Y en el mismo silencio de la meditación, Don Bosco sonreiría antes de repetir a su confidente una frase que éste conocía: «Sé devoto de María Auxiliadora y verás lo que es hacer milagros». A mediodía estuvo en San Lorenzo, quizá para agradecer al párroco de hace más de un siglo, Mariano Ayala, su tozudez cuando insistió para que sus hijos se establecieran en la feligresía, muy cerca del templo fernandino. Ayala, que terminó sus días viviendo como un salesiano más, sonreiría al comprobar las buenas flores y frutos de su insistencia. Acompañado siempre por alumnos del colegio, y también por algunos feligreses, el relicario del santo pasó bajo los muros centenarios el tiempo de espera hasta que empezó la procesión, bajo el calor de las cinco de la tarde.
«Da mihi animas»
Carlos Herencia, el capataz que dirigía el paso, nunca se había visto en una como esa, ni seguramente volverá a verse nunca: iba a dirigir nada menos que el paso con reliquias del padre de toda la Familia Salesiana.
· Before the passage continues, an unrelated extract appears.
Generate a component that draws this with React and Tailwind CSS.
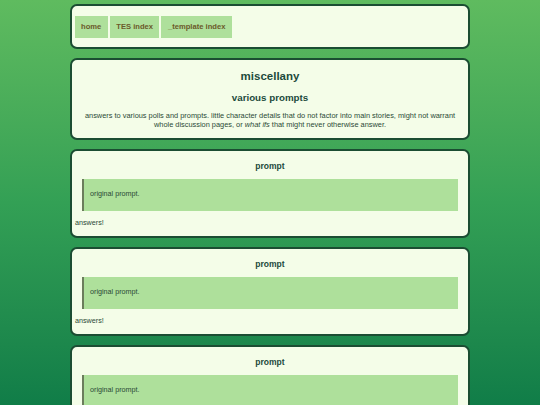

La urna con la estatua, orlada por el recordatorio del bicentenario de su nacimiento y el lema de Don Bosco -«Da mihi animas, cetera tolle»-, se elevaba sobre la mesa de María Santísima de la Piedad, con restos del antiguo paso de las Angustias. María Auxiliadora, junto al llamador, miraba al capataz cada vez que éste daba las órdenes. El Ayuntamiento cumplimentó a la comitiva al pasar por la calle Capitulares camino de la Catedral. La banda de música María Santísima de la Esperanza acompañaba con sus sones.
Con las primeras luces de hoy salieron las reliquias venerandas hacia Montilla para continuar su visita a los centros de la provincia. Dicen que San Juan Bosco era un hombre tremendamente activo. Ayer lo fueron también sus restos, que sin duda percibieron a su alrededor, de forma continuada, el aroma de las flores del peral que brotaron hace más de un siglo, de forma milagrosa o al menos sorprendente, a los pies de María Auxiliadora.
Paseo entre las columnas
Juan Vizcaíno, veterano cofrade y ex hermano mayor del Prendimiento, ocupaba una silla en la Catedral desde un rato antes de empezar la misa: «Tengo un ataque de lumbago que no puedo, pero no podía faltar a la primera visita a Córdoba del Jefe», decía emocionado mientras trataba de sonreír a pesar del dolor de su espalda.
A las siete y media el campanario de Hernán Ruiz hacía volar sus campanas de alegría mientras San Juan Bosco entraba en la Iglesia principal de Córdoba por la Puerta de las Palmas. Veinte minutos después, tras un silencioso paseo entre columnas, comparecía en el presbiterio entre los aplausos de mil personas.El deán y presidente del Cabildo, Manuel Pérez Moya, presidió la misa que fue concelebrada por veinte sacerdotes. En los bancos de las primeras filas se habían sentado algunas autoridades: el subdelegado del Gobierno, los presidentes de la Agrupación de Cofradías y de la Audiencia… También el concejal socialista Francisco Alcalde, antiguo alumno del colegio. A las nueve y veinte terminó la misa y comenzó el regreso.